Lift out all lines below that contain "this".

Code that builds pages
════════════════
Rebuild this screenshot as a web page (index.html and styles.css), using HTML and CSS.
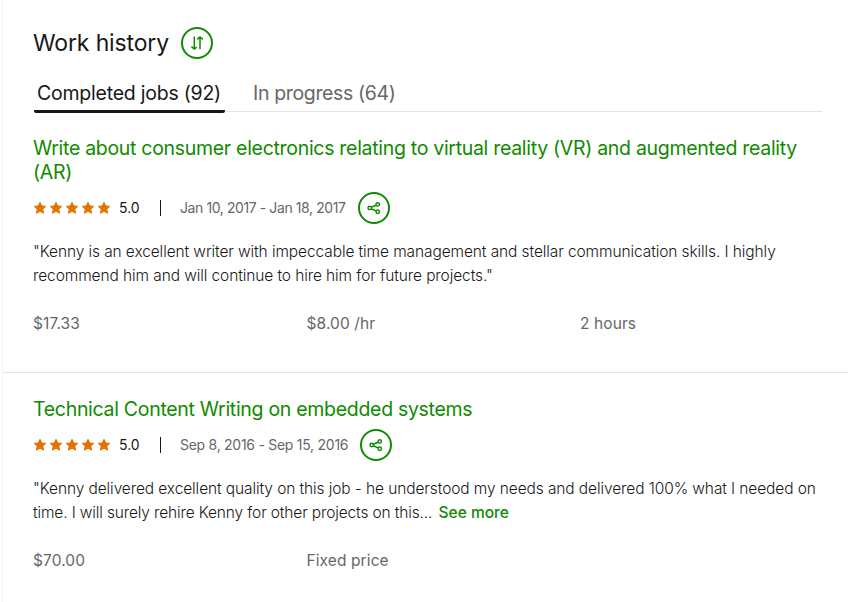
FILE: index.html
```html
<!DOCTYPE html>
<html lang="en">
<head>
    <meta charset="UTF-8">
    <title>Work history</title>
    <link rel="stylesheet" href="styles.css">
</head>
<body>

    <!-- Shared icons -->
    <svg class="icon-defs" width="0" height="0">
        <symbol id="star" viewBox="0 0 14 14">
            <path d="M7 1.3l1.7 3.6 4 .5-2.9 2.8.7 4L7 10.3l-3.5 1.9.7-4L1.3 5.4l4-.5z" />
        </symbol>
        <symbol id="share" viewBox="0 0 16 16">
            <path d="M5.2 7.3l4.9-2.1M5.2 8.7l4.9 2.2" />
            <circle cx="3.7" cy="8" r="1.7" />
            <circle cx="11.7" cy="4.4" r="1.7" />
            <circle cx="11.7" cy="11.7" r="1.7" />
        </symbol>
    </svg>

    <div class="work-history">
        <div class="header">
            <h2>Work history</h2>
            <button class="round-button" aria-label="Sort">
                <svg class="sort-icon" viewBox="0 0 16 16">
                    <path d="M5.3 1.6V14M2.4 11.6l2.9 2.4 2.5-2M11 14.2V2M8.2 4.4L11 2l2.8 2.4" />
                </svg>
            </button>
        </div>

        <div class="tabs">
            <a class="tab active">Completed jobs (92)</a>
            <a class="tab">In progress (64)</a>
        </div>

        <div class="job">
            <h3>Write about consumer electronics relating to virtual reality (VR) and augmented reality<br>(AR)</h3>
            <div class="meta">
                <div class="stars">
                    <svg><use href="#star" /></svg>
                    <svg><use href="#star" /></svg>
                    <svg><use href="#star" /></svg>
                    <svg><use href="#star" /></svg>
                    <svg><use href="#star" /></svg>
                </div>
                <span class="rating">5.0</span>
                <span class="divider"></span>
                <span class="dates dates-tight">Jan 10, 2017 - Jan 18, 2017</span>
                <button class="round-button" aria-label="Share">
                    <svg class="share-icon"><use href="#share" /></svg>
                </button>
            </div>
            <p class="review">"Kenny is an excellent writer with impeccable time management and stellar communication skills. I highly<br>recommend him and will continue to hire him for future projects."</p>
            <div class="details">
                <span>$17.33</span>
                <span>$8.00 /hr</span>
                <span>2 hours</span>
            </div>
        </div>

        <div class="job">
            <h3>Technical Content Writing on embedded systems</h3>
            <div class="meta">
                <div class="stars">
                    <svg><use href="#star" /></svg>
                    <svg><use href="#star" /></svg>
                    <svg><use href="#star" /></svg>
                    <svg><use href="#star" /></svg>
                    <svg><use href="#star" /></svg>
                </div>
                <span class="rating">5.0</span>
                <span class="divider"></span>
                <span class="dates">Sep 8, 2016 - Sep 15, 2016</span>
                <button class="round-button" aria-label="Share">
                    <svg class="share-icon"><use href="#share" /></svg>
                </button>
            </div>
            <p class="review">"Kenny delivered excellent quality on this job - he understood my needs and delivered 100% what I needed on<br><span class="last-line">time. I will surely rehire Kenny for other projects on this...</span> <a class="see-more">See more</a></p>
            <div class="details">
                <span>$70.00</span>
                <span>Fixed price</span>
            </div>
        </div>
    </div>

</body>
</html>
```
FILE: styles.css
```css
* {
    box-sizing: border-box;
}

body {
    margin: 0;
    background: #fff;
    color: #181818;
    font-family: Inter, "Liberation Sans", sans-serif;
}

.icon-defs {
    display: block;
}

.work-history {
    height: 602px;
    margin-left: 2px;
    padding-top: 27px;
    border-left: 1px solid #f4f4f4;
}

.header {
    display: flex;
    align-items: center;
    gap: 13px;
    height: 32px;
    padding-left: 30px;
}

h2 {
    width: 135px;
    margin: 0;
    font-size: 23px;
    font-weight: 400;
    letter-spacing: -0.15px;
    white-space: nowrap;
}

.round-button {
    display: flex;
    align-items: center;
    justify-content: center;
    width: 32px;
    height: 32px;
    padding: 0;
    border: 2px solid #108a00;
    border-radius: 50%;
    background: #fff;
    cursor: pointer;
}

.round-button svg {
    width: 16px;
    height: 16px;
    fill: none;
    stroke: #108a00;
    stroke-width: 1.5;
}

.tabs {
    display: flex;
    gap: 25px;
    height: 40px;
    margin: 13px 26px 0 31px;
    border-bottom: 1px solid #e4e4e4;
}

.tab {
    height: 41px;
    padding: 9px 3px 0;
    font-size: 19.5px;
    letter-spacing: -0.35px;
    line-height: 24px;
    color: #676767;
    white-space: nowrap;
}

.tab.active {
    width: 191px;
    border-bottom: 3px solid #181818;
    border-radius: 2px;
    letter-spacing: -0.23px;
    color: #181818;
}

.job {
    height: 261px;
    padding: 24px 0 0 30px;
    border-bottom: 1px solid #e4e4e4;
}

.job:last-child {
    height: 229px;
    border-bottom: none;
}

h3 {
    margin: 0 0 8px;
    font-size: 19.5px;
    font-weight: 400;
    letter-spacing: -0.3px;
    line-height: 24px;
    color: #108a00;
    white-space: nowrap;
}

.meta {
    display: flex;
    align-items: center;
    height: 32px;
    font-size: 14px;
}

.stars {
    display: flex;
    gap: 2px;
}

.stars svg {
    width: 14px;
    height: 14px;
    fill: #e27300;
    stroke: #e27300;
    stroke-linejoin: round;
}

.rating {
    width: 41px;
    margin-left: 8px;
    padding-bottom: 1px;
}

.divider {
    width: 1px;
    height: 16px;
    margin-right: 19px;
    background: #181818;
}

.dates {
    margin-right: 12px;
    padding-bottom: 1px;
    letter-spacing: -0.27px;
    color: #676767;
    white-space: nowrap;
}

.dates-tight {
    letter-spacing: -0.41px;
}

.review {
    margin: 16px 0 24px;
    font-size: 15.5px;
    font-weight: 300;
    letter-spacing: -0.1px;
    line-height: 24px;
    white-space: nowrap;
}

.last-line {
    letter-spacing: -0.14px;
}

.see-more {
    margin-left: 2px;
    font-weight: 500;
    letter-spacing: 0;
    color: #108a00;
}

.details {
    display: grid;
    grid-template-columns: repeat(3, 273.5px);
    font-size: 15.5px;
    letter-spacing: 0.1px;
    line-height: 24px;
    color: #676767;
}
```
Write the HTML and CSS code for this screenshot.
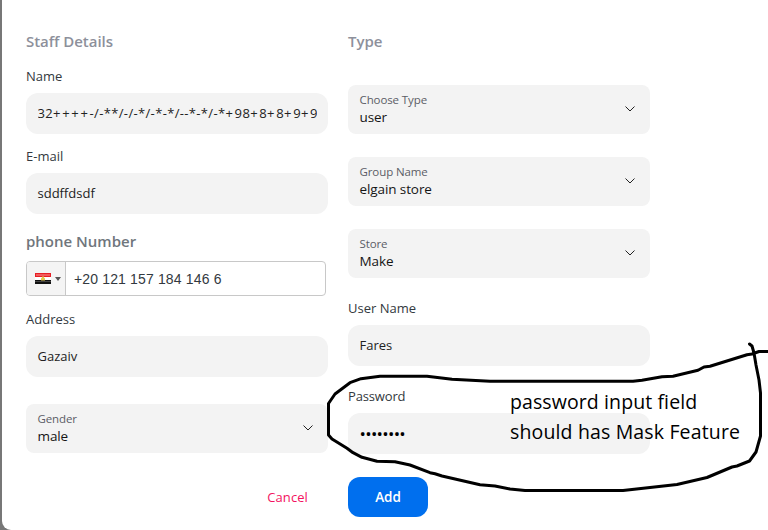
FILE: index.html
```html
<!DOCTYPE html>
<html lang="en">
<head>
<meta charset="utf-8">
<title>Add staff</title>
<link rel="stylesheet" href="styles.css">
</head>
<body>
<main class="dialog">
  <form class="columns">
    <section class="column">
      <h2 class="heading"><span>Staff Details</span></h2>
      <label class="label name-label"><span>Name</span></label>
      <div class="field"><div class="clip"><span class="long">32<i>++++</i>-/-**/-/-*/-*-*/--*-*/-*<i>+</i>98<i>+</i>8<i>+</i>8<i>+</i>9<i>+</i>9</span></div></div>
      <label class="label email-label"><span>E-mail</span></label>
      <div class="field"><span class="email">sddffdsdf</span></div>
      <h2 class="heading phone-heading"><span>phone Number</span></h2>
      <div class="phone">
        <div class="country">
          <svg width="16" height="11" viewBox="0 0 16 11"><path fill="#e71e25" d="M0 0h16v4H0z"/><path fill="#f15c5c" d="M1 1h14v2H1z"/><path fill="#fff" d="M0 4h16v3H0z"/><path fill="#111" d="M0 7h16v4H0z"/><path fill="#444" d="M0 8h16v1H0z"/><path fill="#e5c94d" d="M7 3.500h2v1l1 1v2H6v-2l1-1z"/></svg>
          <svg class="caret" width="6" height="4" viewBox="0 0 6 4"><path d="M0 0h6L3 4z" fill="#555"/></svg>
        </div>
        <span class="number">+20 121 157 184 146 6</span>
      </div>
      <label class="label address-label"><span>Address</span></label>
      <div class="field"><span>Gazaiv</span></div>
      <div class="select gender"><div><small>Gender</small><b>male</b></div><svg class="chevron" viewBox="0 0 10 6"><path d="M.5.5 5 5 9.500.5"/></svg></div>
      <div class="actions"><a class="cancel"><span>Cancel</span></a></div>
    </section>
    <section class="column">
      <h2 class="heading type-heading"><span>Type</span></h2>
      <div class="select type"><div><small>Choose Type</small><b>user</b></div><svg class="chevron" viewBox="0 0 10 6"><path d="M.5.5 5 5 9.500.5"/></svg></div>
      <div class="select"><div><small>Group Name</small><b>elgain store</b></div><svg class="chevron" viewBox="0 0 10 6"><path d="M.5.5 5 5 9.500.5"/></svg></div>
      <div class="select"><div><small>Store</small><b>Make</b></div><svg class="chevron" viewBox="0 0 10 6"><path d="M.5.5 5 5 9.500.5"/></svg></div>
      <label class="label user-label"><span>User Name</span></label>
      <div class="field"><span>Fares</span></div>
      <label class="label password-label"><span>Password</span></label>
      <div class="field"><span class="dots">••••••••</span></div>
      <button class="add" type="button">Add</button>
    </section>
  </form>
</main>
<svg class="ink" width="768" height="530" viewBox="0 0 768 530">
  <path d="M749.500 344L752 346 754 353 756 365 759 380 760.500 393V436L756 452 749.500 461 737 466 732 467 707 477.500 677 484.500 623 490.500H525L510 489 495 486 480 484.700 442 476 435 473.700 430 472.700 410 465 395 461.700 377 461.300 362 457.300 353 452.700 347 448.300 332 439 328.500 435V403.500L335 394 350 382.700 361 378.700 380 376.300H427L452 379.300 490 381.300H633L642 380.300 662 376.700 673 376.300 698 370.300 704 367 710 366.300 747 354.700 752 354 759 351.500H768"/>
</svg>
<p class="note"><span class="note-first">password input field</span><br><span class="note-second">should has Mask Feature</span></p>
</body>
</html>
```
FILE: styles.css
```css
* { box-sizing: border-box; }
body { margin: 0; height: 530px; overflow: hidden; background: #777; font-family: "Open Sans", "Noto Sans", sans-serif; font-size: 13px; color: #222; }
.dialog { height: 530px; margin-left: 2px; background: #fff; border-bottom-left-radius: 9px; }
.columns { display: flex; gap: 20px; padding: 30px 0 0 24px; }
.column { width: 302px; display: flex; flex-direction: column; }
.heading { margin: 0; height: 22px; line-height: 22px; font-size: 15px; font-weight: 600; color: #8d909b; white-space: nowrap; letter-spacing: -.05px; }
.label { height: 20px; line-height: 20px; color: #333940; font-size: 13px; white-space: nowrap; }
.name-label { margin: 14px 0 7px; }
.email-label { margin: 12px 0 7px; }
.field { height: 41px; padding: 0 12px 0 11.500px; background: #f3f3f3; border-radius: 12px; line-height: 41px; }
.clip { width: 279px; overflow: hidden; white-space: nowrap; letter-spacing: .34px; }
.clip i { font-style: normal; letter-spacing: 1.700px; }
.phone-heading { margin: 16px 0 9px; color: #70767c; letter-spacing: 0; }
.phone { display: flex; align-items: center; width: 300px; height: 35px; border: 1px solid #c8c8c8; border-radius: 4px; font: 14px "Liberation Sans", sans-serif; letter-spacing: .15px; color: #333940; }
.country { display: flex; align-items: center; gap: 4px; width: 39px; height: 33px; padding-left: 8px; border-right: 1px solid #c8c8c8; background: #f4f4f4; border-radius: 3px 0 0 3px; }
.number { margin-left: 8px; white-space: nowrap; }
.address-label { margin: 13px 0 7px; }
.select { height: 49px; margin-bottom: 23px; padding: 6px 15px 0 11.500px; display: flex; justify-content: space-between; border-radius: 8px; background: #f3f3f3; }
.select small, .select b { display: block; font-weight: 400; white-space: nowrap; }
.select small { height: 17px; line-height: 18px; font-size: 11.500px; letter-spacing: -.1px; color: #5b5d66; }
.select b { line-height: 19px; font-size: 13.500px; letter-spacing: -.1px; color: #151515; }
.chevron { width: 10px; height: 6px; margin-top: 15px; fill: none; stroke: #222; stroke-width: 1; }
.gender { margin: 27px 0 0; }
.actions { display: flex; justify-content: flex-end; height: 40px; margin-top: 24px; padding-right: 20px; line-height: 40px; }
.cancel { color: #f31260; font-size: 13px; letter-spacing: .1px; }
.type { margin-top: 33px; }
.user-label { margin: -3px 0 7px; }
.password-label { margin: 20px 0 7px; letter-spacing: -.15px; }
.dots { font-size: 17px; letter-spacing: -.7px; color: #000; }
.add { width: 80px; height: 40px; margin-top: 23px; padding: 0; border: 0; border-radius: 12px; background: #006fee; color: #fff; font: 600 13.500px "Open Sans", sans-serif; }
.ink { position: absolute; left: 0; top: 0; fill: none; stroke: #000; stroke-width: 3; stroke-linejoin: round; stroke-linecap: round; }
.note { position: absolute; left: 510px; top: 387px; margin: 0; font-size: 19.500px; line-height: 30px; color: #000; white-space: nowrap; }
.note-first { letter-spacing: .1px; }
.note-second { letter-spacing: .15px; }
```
════════════════
*Task result*.
Rebuild this screenshot as a web page (index.html and styles.css), using HTML and CSS.
            <p class="review">"Kenny delivered excellent quality on this job - he understood my needs and delivered 100% what I needed on<br><span class="last-line">time. I will surely rehire Kenny for other projects on this...</span> <a class="see-more">See more</a></p>
Write the HTML and CSS code for this screenshot.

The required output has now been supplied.